● **The problem**: Omit every picture and return the rest of the data unaltered.

● **Supplied data**:

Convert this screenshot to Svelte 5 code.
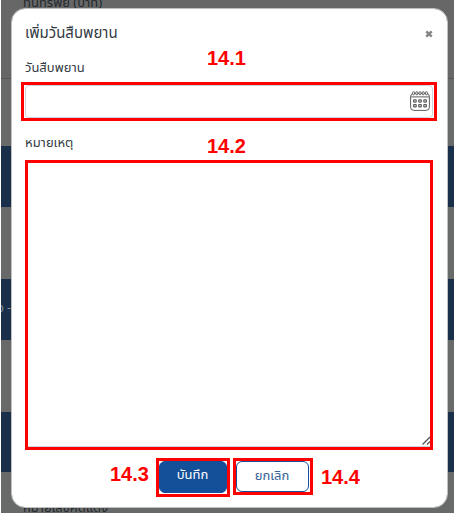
<script>
  const bands = [
    { h: 79, kind: 'line' },
    { h: 67, kind: 'gap' },
    { h: 61, kind: 'blue' },
    { h: 72, kind: 'gap' },
    { h: 61, kind: 'blue', text: 'อ -' },
    { h: 72, kind: 'gap' },
    { h: 60, kind: 'blue' },
    { h: 41, kind: 'gap' }
  ];
  const marks = [
    { text: '14.1', x: 207, y: 47 },
    { text: '14.2', x: 207, y: 135 },
    { text: '14.3', x: 110, y: 463 },
    { text: '14.4', x: 321, y: 466 }
  ];
</script>

<div class="screen">
  <div class="page">
    {#each bands as band}
      <div class="band {band.kind}" style="height: {band.h}px">{band.text ?? ''}</div>
    {/each}
    <span class="behind top">ทุนทรัพย์ (บาท)</span>
    <span class="behind bottom">หมายเลขคดีแดง</span>
  </div>

  <section class="modal">
    <header>
      <h1>เพิ่มวันสืบพยาน</h1>
      <button class="close" aria-label="Close">
        <svg width="8" height="8" viewBox="0 0 8 8"><path d="M1.3 1.3 6.7 6.7M6.7 1.3 1.3 6.7" stroke="#858585" stroke-width="2.5" /></svg>
      </button>
    </header>
    <div class="label date-label">วันสืบพยาน</div>
    <div class="frame date">
      <div class="input">
        <svg width="20" height="20" viewBox="0 0 20 20" fill="none" stroke="#5c5c5c" stroke-width="1">
          <rect x=".6" y="2.4" width="18.8" height="17" rx="3.2" />
          <path d="M1 5.9H19" />
          {#each [3.6, 6.8, 10, 13.2, 16.4] as x}
            <rect x={x - 1} y=".7" width="2" height="3.1" rx="1" fill="#fff" />
          {/each}
          {#each [9.9, 14.7] as y}
            {#each [4.9, 10, 15.1] as x}
              <rect x={x - 1.3} y={y - 1.1} width="2.6" height="2.3" rx=".5" stroke-width="1.2" />
            {/each}
          {/each}
        </svg>
      </div>
    </div>
    <div class="label note-label">หมายเหตุ</div>
    <div class="frame note">
      <div class="area">
        <svg width="8" height="9" viewBox="0 0 8 9"><path d="M.5 8.5 8 1M5 8.5 8 5.5" stroke="#555" stroke-width="1.3" /></svg>
      </div>
    </div>
    <footer>
      <div class="frame save"><button><span>บันทึก</span></button></div>
      <div class="frame cancel"><button><span>ยกเลิก</span></button></div>
    </footer>
  </section>

  {#each marks as mark}
    <b class="mark" style="left: {mark.x}px; top: {mark.y}px">{mark.text}</b>
  {/each}
</div>

<style>
  .screen {
    position: relative;
    width: 454px;
    height: 513px;
    overflow: hidden;
    background: #fff;
    font-family: "Noto Sans Thai", Kanit, Prompt, "Noto Sans", sans-serif;
    color: #333b43;
  }
  .page { height: 513px; margin-left: 1px; background: #686a6a; }
  .band { box-sizing: border-box; font-size: 12px; line-height: 58px; color: #8d959d; white-space: nowrap; text-indent: -4px; overflow: hidden; }
  .line { background: #676767; border-bottom: 1px solid #575757; }
  .blue { background: #1a2f4a; }
  .behind { position: absolute; left: 23px; font-size: 13px; line-height: 20px; color: #24292e; white-space: nowrap; }
  .top { top: -7px; }
  .bottom { top: 498px; }
  .modal {
    position: absolute;
    left: 11px;
    top: 8px;
    box-sizing: border-box;
    width: 437px;
    height: 500px;
    border: 1px solid #bfc1c1;
    border-radius: 14px;
    background: #fff;
    background-clip: padding-box;
    display: flex;
    flex-direction: column;
  }
  header { display: flex; justify-content: space-between; align-items: center; height: 49px; padding: 0 14px 0 13px; }
  h1 { margin: 0; font-size: 15px; font-weight: 400; line-height: 20px; }
  .close { padding: 0; border: 0; background: none; width: 8px; height: 8px; display: flex; }
  .label { margin-left: 13px; font-size: 13px; line-height: 20px; height: 20px; white-space: nowrap; }
  .date-label { margin-bottom: 4px; }
  .frame { box-sizing: border-box; border: 3px solid #f00; }
  .date { width: 416px; height: 39px; margin-left: 9px; padding-left: 1px; }
  .input {
    box-sizing: border-box;
    width: 408px;
    height: 33px;
    border: 1px solid #ced4da;
    border-radius: 4px;
    display: flex;
    align-items: center;
    justify-content: flex-end;
    padding: 0 2px 1px 0;
  }
  .note-label { margin: 12px 0 7px 13px; }
  .note { width: 408px; height: 290px; margin-left: 13px; }
  .area {
    box-sizing: border-box;
    height: 284px;
    border-bottom: 1px solid #ced4da;
    display: flex;
    align-items: flex-end;
    justify-content: flex-end;
    padding: 0 0 1px;
  }
  footer { display: flex; align-items: flex-start; gap: 3px; margin: 8px 0 0 144px; }
  .save { width: 74px; height: 39px; }
  .cancel { width: 80px; height: 37px; }
  footer button {
    box-sizing: border-box;
    display: flex;
    align-items: center;
    justify-content: center;
    padding: 0 1px 4px 0;
    border: 1px solid #14509a;
    border-radius: 6px;
    font: 13px/20px "Noto Sans Thai", Kanit, Prompt, "Noto Sans", sans-serif;
  }
  .save button { width: 68px; height: 32px; background: #14509a; color: #fff; }
  .cancel button { width: 73px; height: 31px; padding-bottom: 2px; background: #fff; color: #356295; }
  .mark { position: absolute; font: bold 20px/22px "Liberation Sans", Arial, sans-serif; color: #f00; }
</style>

● **Answer below**:
Convert this screenshot to Svelte 5 code.
<script>
  const bands = [
    { h: 79, kind: 'line' },
    { h: 67, kind: 'gap' },
    { h: 61, kind: 'blue' },
    { h: 72, kind: 'gap' },
    { h: 61, kind: 'blue', text: 'อ -' },
    { h: 72, kind: 'gap' },
    { h: 60, kind: 'blue' },
    { h: 41, kind: 'gap' }
  ];
  const marks = [
    { text: '14.1', x: 207, y: 47 },
    { text: '14.2', x: 207, y: 135 },
    { text: '14.3', x: 110, y: 463 },
    { text: '14.4', x: 321, y: 466 }
  ];
</script>

<div class="screen">
  <div class="page">
    {#each bands as band}
      <div class="band {band.kind}" style="height: {band.h}px">{band.text ?? ''}</div>
    {/each}
    <span class="behind top">ทุนทรัพย์ (บาท)</span>
    <span class="behind bottom">หมายเลขคดีแดง</span>
  </div>

  <section class="modal">
    <header>
      <h1>เพิ่มวันสืบพยาน</h1>
      <button class="close" aria-label="Close">
        <svg width="8" height="8" viewBox="0 0 8 8"><path d="M1.3 1.3 6.7 6.7M6.7 1.3 1.3 6.7" stroke="#858585" stroke-width="2.5" /></svg>
      </button>
    </header>
    <div class="label date-label">วันสืบพยาน</div>
    <div class="frame date">
      <div class="input">
        <svg width="20" height="20" viewBox="0 0 20 20" fill="none" stroke="#5c5c5c" stroke-width="1">
          <rect x=".6" y="2.4" width="18.8" height="17" rx="3.2" />
          <path d="M1 5.9H19" />
          {#each [3.6, 6.8, 10, 13.2, 16.4] as x}
            <rect x={x - 1} y=".7" width="2" height="3.1" rx="1" fill="#fff" />
          {/each}
          {#each [9.9, 14.7] as y}
            {#each [4.9, 10, 15.1] as x}
              <rect x={x - 1.3} y={y - 1.1} width="2.6" height="2.3" rx=".5" stroke-width="1.2" />
            {/each}
          {/each}
        </svg>
      </div>
    </div>
    <div class="label note-label">หมายเหตุ</div>
    <div class="frame note">
      <div class="area">
        <svg width="8" height="9" viewBox="0 0 8 9"><path d="M.5 8.5 8 1M5 8.5 8 5.5" stroke="#555" stroke-width="1.3" /></svg>
      </div>
    </div>
    <footer>
      <div class="frame save"><button><span>บันทึก</span></button></div>
      <div class="frame cancel"><button><span>ยกเลิก</span></button></div>
    </footer>
  </section>

  {#each marks as mark}
    <b class="mark" style="left: {mark.x}px; top: {mark.y}px">{mark.text}</b>
  {/each}
</div>

<style>
  .screen {
    position: relative;
    width: 454px;
    height: 513px;
    overflow: hidden;
    background: #fff;
    font-family: "Noto Sans Thai", Kanit, Prompt, "Noto Sans", sans-serif;
    color: #333b43;
  }
  .page { height: 513px; margin-left: 1px; background: #686a6a; }
  .band { box-sizing: border-box; font-size: 12px; line-height: 58px; color: #8d959d; white-space: nowrap; text-indent: -4px; overflow: hidden; }
  .line { background: #676767; border-bottom: 1px solid #575757; }
  .blue { background: #1a2f4a; }
  .behind { position: absolute; left: 23px; font-size: 13px; line-height: 20px; color: #24292e; white-space: nowrap; }
  .top { top: -7px; }
  .bottom { top: 498px; }
  .modal {
    position: absolute;
    left: 11px;
    top: 8px;
    box-sizing: border-box;
    width: 437px;
    height: 500px;
    border: 1px solid #bfc1c1;
    border-radius: 14px;
    background: #fff;
    background-clip: padding-box;
    display: flex;
    flex-direction: column;
  }
  header { display: flex; justify-content: space-between; align-items: center; height: 49px; padding: 0 14px 0 13px; }
  h1 { margin: 0; font-size: 15px; font-weight: 400; line-height: 20px; }
  .close { padding: 0; border: 0; background: none; width: 8px; height: 8px; display: flex; }
  .label { margin-left: 13px; font-size: 13px; line-height: 20px; height: 20px; white-space: nowrap; }
  .date-label { margin-bottom: 4px; }
  .frame { box-sizing: border-box; border: 3px solid #f00; }
  .date { width: 416px; height: 39px; margin-left: 9px; padding-left: 1px; }
  .input {
    box-sizing: border-box;
    width: 408px;
    height: 33px;
    border: 1px solid #ced4da;
    border-radius: 4px;
    display: flex;
    align-items: center;
    justify-content: flex-end;
    padding: 0 2px 1px 0;
  }
  .note-label { margin: 12px 0 7px 13px; }
  .note { width: 408px; height: 290px; margin-left: 13px; }
  .area {
    box-sizing: border-box;
    height: 284px;
    border-bottom: 1px solid #ced4da;
    display: flex;
    align-items: flex-end;
    justify-content: flex-end;
    padding: 0 0 1px;
  }
  footer { display: flex; align-items: flex-start; gap: 3px; margin: 8px 0 0 144px; }
  .save { width: 74px; height: 39px; }
  .cancel { width: 80px; height: 37px; }
  footer button {
    box-sizing: border-box;
    display: flex;
    align-items: center;
    justify-content: center;
    padding: 0 1px 4px 0;
    border: 1px solid #14509a;
    border-radius: 6px;
    font: 13px/20px "Noto Sans Thai", Kanit, Prompt, "Noto Sans", sans-serif;
  }
  .save button { width: 68px; height: 32px; background: #14509a; color: #fff; }
  .cancel button { width: 73px; height: 31px; padding-bottom: 2px; background: #fff; color: #356295; }
  .mark { position: absolute; font: bold 20px/22px "Liberation Sans", Arial, sans-serif; color: #f00; }
</style>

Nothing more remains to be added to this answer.